Absolutely. And that's not the only advantage to going Intel only. It's always cheaper to target just one platform instead of two. Perhaps Apple hasn't really made a convincing case for third parties to spend the extra effort for PowerPC compatibility (especially when talking about apps that need a high-end machine). I'm not blaming Adobe one bit.
Sorry for a long and a bit off topic post :)
Sure, the flexibility you mention is very good in theory and Apple probably would not have minded to have it. I am not expert in CPUs but at the moment it seems that there really are not that many possibilities to use the flexibility because there really aren't that many processor architectures alive in the space (notebooks and desktops) Apple mainly is in.
MIPS is dead, the future of SPARC does not look too sure either. In the desktop PPC front Freescale seems quite stagnated, IBM concentrates it's efforts to server products and high volume games console parts.

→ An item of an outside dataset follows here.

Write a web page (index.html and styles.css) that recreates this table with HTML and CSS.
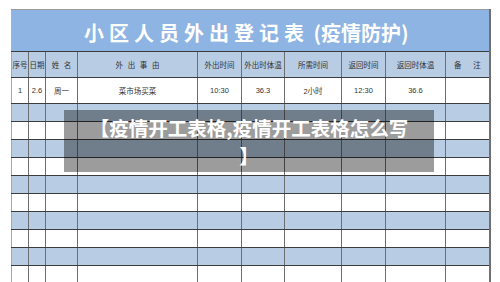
FILE: index.html
```html
<!DOCTYPE html>
<html lang="zh-CN">
<head>
<meta charset="utf-8">
<title>小区人员外出登记表</title>
<link rel="stylesheet" href="styles.css">
</head>
<body>
<div class="sheet">
  <table class="grid">
    <colgroup>
      <col class="c1"><col class="c2"><col class="c3"><col class="c4"><col class="c5">
      <col class="c6"><col class="c7"><col class="c8"><col class="c9"><col class="c10">
    </colgroup>
    <tr class="title-row">
      <td colspan="10" class="title"><span class="spaced">小区人员外出登记表</span> (疫情防护)</td>
    </tr>
    <tr class="head-row">
      <td>序号</td><td>日期</td><td class="ws3">姓 名</td><td class="ws3">外 出 事 由</td><td>外出时间</td>
      <td>外出时体温</td><td>所需时间</td><td>返回时间</td><td>返回时体温</td><td class="ws10">备 注</td>
    </tr>
    <tr class="data-row">
      <td>1</td><td>2.6</td><td>周一</td><td>菜市场买菜</td><td>10:30</td>
      <td>36.3</td><td>2小时</td><td>12:30</td><td>36.6</td><td></td>
    </tr>
    <tr class="row blue"><td></td><td></td><td></td><td></td><td></td><td></td><td></td><td></td><td></td><td></td></tr>
    <tr class="row"><td></td><td></td><td></td><td></td><td></td><td></td><td></td><td></td><td></td><td></td></tr>
    <tr class="row blue"><td></td><td></td><td></td><td></td><td></td><td></td><td></td><td></td><td></td><td></td></tr>
    <tr class="row"><td></td><td></td><td></td><td></td><td></td><td></td><td></td><td></td><td></td><td></td></tr>
    <tr class="row blue"><td></td><td></td><td></td><td></td><td></td><td></td><td></td><td></td><td></td><td></td></tr>
    <tr class="row"><td></td><td></td><td></td><td></td><td></td><td></td><td></td><td></td><td></td><td></td></tr>
    <tr class="row blue"><td></td><td></td><td></td><td></td><td></td><td></td><td></td><td></td><td></td><td></td></tr>
    <tr class="row"><td></td><td></td><td></td><td></td><td></td><td></td><td></td><td></td><td></td><td></td></tr>
    <tr class="row blue"><td></td><td></td><td></td><td></td><td></td><td></td><td></td><td></td><td></td><td></td></tr>
    <tr class="row"><td></td><td></td><td></td><td></td><td></td><td></td><td></td><td></td><td></td><td></td></tr>
  </table>
</div>
<div class="caption">【疫情开工表格,疫情开工表格怎么写<br>】</div>
</body>
</html>
```
FILE: styles.css
```css
html, body {
  margin: 0;
  padding: 0;
  background: #ffffff;
  overflow: hidden;
  height: 282px;
}

.sheet {
  padding: 9px 0 0 11px;
}

.grid {
  border-collapse: collapse;
  table-layout: fixed;
  width: 479px;
  font-family: "Liberation Sans", "Noto Sans CJK SC", sans-serif;
  font-size: 7.5px;
  color: #333333;
}

.c1 { width: 17px; }
.c2 { width: 17px; }
.c3 { width: 32px; }
.c4 { width: 120px; }
.c5 { width: 44px; }
.c6 { width: 43px; }
.c7 { width: 57px; }
.c8 { width: 44px; }
.c9 { width: 60px; }
.c10 { width: 44px; }

.grid td {
  padding: 0;
  text-align: center;
  vertical-align: middle;
  border-top: 1px solid #3c3c3c;
  border-bottom: 1px solid #3c3c3c;
  border-left: 1px solid #6e6e6e;
  border-right: 1px solid #6e6e6e;
  white-space: nowrap;
}

.grid td:first-child {
  border-left: 1px solid #a8a8a8;
}

.grid td:last-child {
  border-right: 2px solid #707070;
}

.title-row { height: 42px; }

.grid td.title {
  background: #8db4e2;
  border-top: 1px solid #9a9a9a;
  border-left: 1px solid #b0b0b0;
  color: #ffffff;
  font-family: "Noto Sans CJK SC", sans-serif;
  font-weight: 700;
  font-size: 20px;
  padding: 3px 8px 0 0;
}

.spaced { letter-spacing: 5px; }

.head-row { height: 26px; }
.head-row td {
  background: #b8cce4;
  font-family: "Noto Sans CJK SC", sans-serif;
  border-top: 1px solid #2e2e2e;
}

.ws3 { word-spacing: 3px; }
.ws10 { word-spacing: 10px; }

.data-row { height: 26px; }
.data-row td { background: #ffffff; }

.row { height: 18px; }
.row td { background: #ffffff; }
.row.blue td { background: #b8cce4; }

.caption {
  position: absolute;
  left: 64px;
  top: 110px;
  width: 370px;
  height: 62px;
  box-sizing: border-box;
  padding: 4px 0 2px;
  background: rgba(0, 0, 0, 0.39);
  color: #ffffff;
  font-family: "Noto Sans CJK SC", sans-serif;
  font-weight: 700;
  font-size: 19.5px;
  line-height: 28px;
  text-align: center;
  white-space: nowrap;
}
```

It is true that in embedded space there are more players, and Apple could be interested in that. Also startups like P.A. Semi have a lot of promise, but it is quite improbable that they could produce a chip that is significantly better in a long run than the x86 giants can. The numbers P.A. Semi have showed are impressive but given the rate industry moves they can't afford to have many delays to have the edge and it will be a tough ride for them anyway, just look at Transmeta.
Having being a bit pessimistic about the situation I must say that I would be very delighted if there were more choice, it's mostly a good thing.